The third installment in Eno's ambient series was not one of his own, but rather a record he produced for the electronic zither performer Laraaji. But with 1982's Ambient 4: On Land he proved not only that his atmospheric research hadn't dried up; he crafted an album that suggested the principal directions that some of the best ambient music would follow in the '90s and '00s.

It was darker, to begin with, characterised by artificial whale-song bleating against basso throb and long metallic tones; it could sound like the wind playing high-voltage cables on the prairie, or the music of the spheres. "I regard this music as environmental: to be experienced from the inside," Eno begins his liner notes, before an extensive discussion of the technical modifications a listener might make to her hi-fi system in order to optimise the listening experience; he never returns to discuss either the music or the process behind its making. In the notes to the 1986 edition, however, he elaborates on his interest in mapping sound to certain spaces, both metaphorically and psycho-acoustically: "I wanted to be situated inside a large field of loosely-knit sound, rather than placed before a tightly organised monolith (or stereolith, for that matter). I wanted to open out the aural field, to put much of the sound a considerable distance from the listener (even locating some of it 'out of earshot'), and to allow the sounds to live their lives separately from one another, clustering occasionally but not 'musically' bound together."

To do that, Eno turned away from the synthesizer in favor of electronic processing of acoustic instruments and "non-instruments like pieces of chain and sticks and stones." Several talented players lend their instrumental skills to the recording, including Michael Brook, Jon Hassell, Daniel Lanois, and Bill Laswell.

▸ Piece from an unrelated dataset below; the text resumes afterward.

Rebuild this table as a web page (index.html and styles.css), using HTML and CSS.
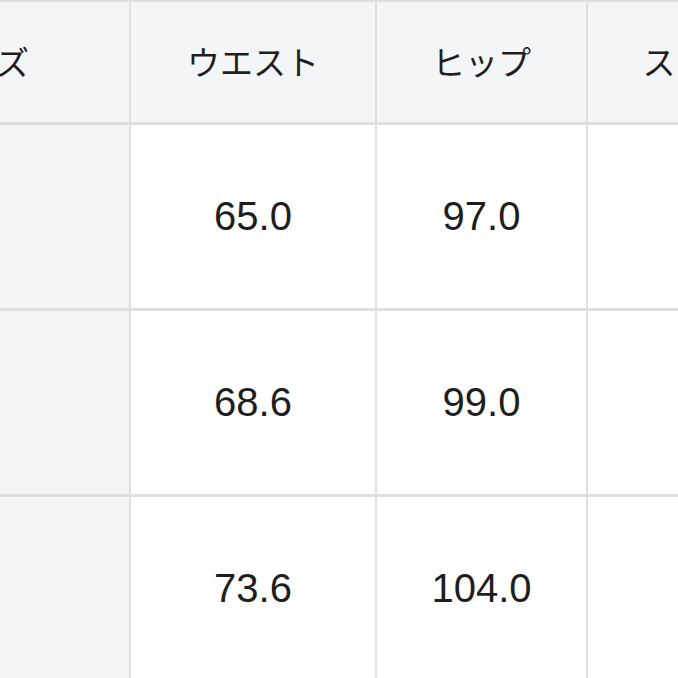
FILE: index.html
```html
<!DOCTYPE html>
<html lang="ja">
<head>
<meta charset="utf-8">
<title>サイズ表</title>
<link rel="stylesheet" href="styles.css">
</head>
<body>
<div class="size-table">
  <div class="cell head">サイズ</div>
  <div class="cell head">ウエスト</div>
  <div class="cell head">ヒップ</div>
  <div class="cell head">スカート丈</div>

  <div class="cell label">S</div>
  <div class="cell num">65.0</div>
  <div class="cell num">97.0</div>
  <div class="cell num">75.0</div>

  <div class="cell label">M</div>
  <div class="cell num">68.6</div>
  <div class="cell num">99.0</div>
  <div class="cell num">76.0</div>

  <div class="cell label">L</div>
  <div class="cell num">73.6</div>
  <div class="cell num">104.0</div>
  <div class="cell num">77.0</div>
</div>
</body>
</html>
```
FILE: styles.css
```css
html, body {
  margin: 0;
  padding: 0;
  background: #ffffff;
  overflow: hidden;
}

.size-table {
  display: grid;
  grid-template-columns: 298px 244px 209px 274px;
  grid-template-rows: 120px 183px 183px 183px;
  column-gap: 2px;
  row-gap: 3px;
  padding-top: 2px;
  margin-left: -169px;
  width: max-content;
  background: #dedfe1;
  color: #1e1e1e;
}

.cell {
  display: flex;
  align-items: center;
  justify-content: center;
  background: #ffffff;
}

.head {
  background: #f4f5f7;
  font-family: "Noto Sans CJK JP", "Noto Sans", sans-serif;
  font-size: 33px;
  font-weight: 400;
  padding-bottom: 2px;
}

.label {
  background: #f4f5f7;
  font-family: "Liberation Sans", Arial, sans-serif;
  font-size: 40px;
}

.num {
  font-family: "Liberation Sans", Arial, sans-serif;
  font-size: 40px;
}
```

But Eno writes that the album's direction was influenced by "an increasing interest in found sound as a completely plastic and malleable material. [...] In this category I included not only recordings of rooks, frogs and insects, but also the complete body of my own earlier work. As a result, some earlier pieces I worked on became digested by later ones, which in turn became digested again. The technique is like composting: converting what would otherwise have been waste into nourishment."

The results are as organic as his description implies, suggesting not so much composed music as the background noise of some vast ecosystem, contact-miked and lovingly EQed. Moving away from the melodic, figural nature of his earlier ambient records, On Land maps more abstracted timbres and textures, and as a result it actually becomes more enveloping, its overtones pealing just out of earshot, its bass become a full-body thrum. Where Discreet Music. But Music For Airports echoed Erik Satie and Music For Films still showed its connection to Krautrock, On Land offered a new model for ambient music, drafting the blueprint for what a decade later would be termed "isolationism," marked by bowed metal clang, seismic rumble and terminal delay; a music of virtual geography and endless interior space.